Bitcoin surged 120% in 2024, hitting a record $108,316 in mid-December before dropping to $90,000—a 17.5% decline. The drop coincided with major outflows from US spot Bitcoin ETFs, including $583 million in one day.
Deutsche Bank analysts highlighted Bitcoin’s historical patterns, noting four major rallies since its inception, each spanning over 750 days and averaging gains of 57,870%. These rallies align with halving events, which occur every four years and reduce Bitcoin’s supply. The latest rally from November 2022 to December 2024 saw a 581% increase, largely fueled by the 2024 halving.

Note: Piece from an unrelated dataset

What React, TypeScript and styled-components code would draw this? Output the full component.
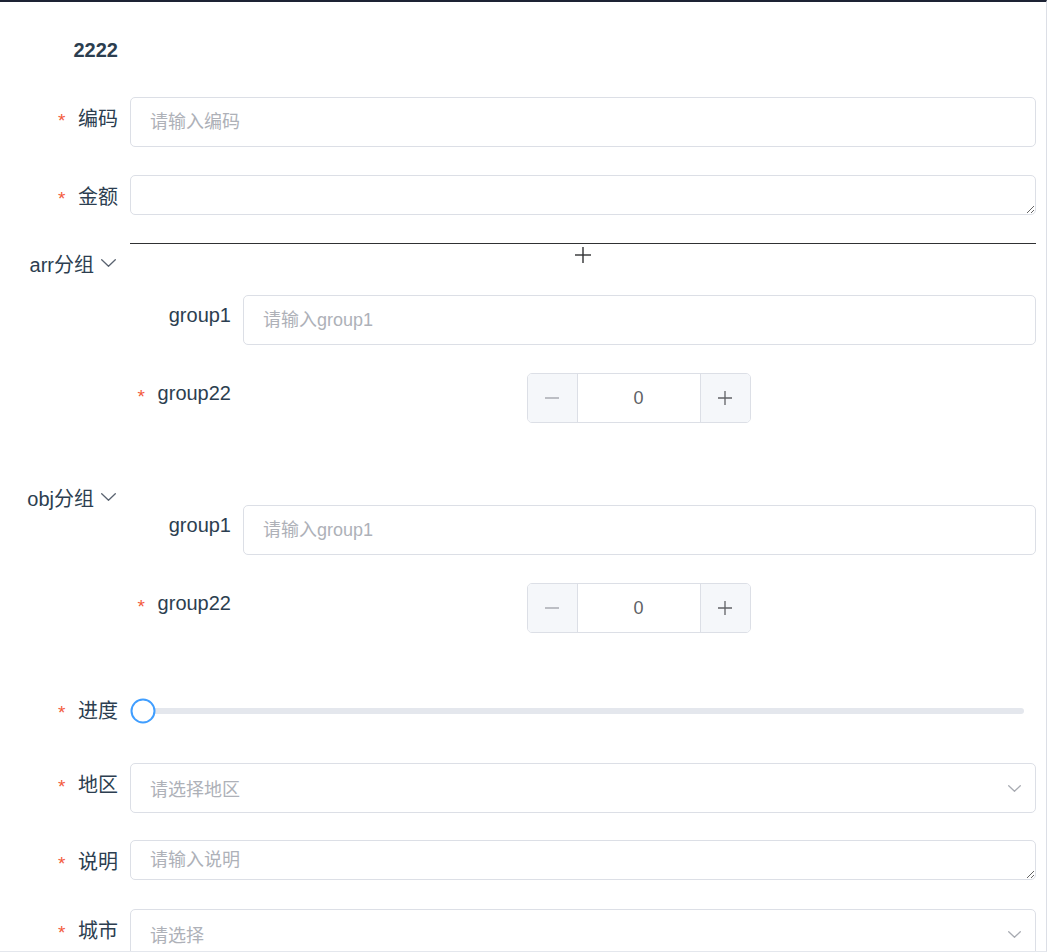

Shorter rallies, often driven by macroeconomic trends, have been less dramatic post-2018, averaging 136% gains over 103 days. Bitcoin corrections, however, have become deeper and longer since 2018, averaging 50% over 194 days.
Institutional adoption has significantly influenced Bitcoin’s market dynamics. The 2017 launch of Bitcoin futures and 2024’s introduction of spot ETFs improved liquidity and market sophistication. Yet, last week’s large outflows from Bitcoin ETFs underscore the asset’s sensitivity to investor sentiment.
Regulatory developments also play a critical role. Optimism surged following Trump’s pro-crypto stance and the appointment of Paul Atkins, an advocate for deregulation, as SEC Chair. Analysts suggest this leadership, coupled with a Republican-controlled Congress, could foster crypto-friendly legislation, enhancing the U.S.’s role in blockchain innovation.
Deutsche Bank concludes that Bitcoin’s trajectory depends on Federal Reserve policies and the Trump administration’s ability to deliver on its crypto promises. Regulatory clarity and potential monetary easing remain pivotal for Bitcoin’s future performance.